Jewish life needs to be allowed to step out of the shadows.

Since 2015, the number of antisemitic crimes recorded has risen by about a third, to 2,350. But victims only report around 20% of cases. Some choose not to because they've had bad experiences with the police, others because they're afraid of the perpetrators, and still others because they just want to put it behind them. Victims clearly hold out little hope of useful reaction from the state – so crimes go unreported.

And the reality of Jewish life in Germany is a dark one. Sociologists say that Jewish children are living out their "identity under siege." What impact does it have on them when they can only go to nursery under police protection? Or when they hear Holocaust jokes at school?

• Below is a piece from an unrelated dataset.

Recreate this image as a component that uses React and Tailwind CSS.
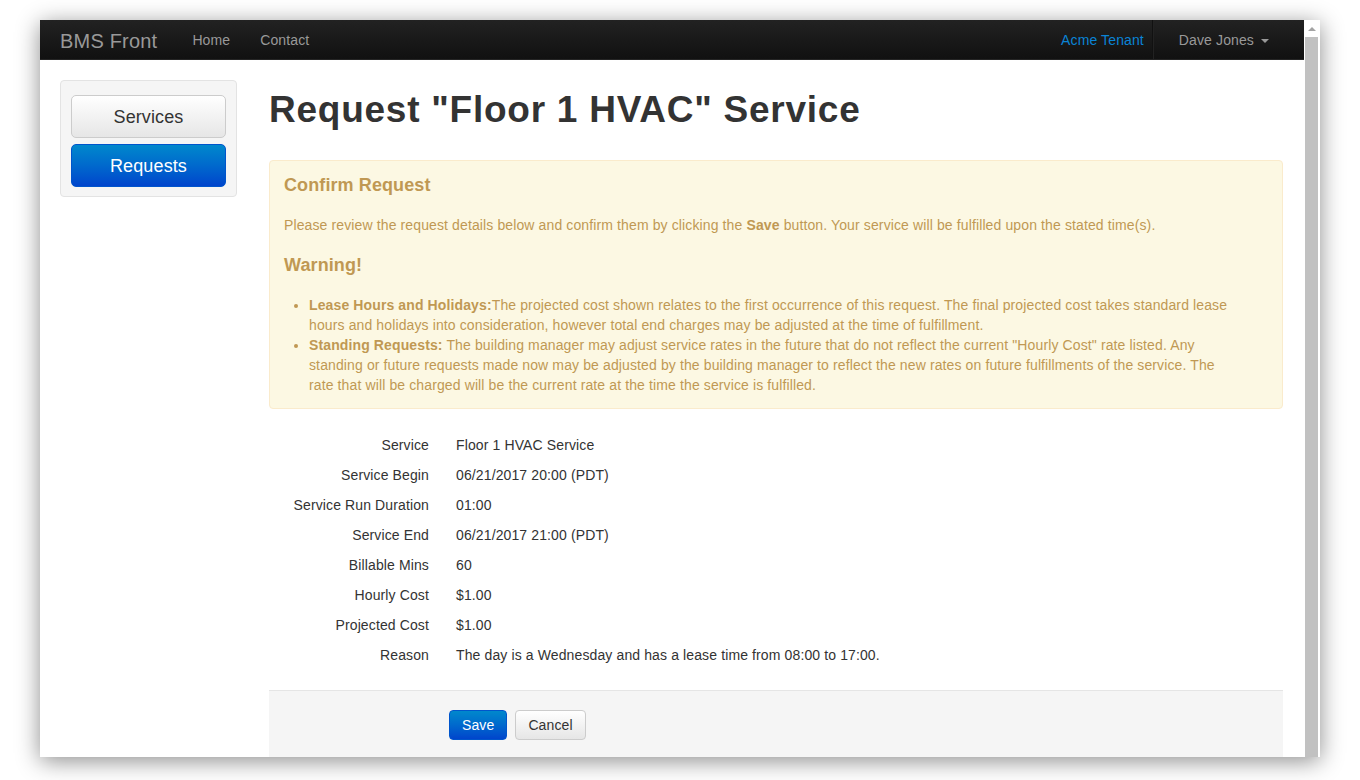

Germany needs to take its antisemitism seriously

This shows that the country of commemorative services and "stumbling blocks" placed in sidewalks as a memorial to victims of the Nazis has lost its moral compass. To make it point true north again, antisemitism needs to be documented from the perspective of those affected, making it visible to the non-Jewish population. And Jewish life needs to be allowed to step out of the shadows.

That is the first thing. The second is that we need to talk about specifically German forms of antisemitism. For example, the fact that in no other EU country are Jewish people so often confronted about the Israeli government's policies (according to a survey, 41% of German Jews have experienced this, while the EU average is 28%). Projecting the old antisemitism onto the state of Israel offers people a more comfortable target for their arguments.

Our society needs to have more conversations about antisemitism. The test of German democracy, as McCloy called it, starts with taking these concerns seriously and talking about them. We need to have these conversations because it affects all of us. It's about saving our democracy. Before it's too late.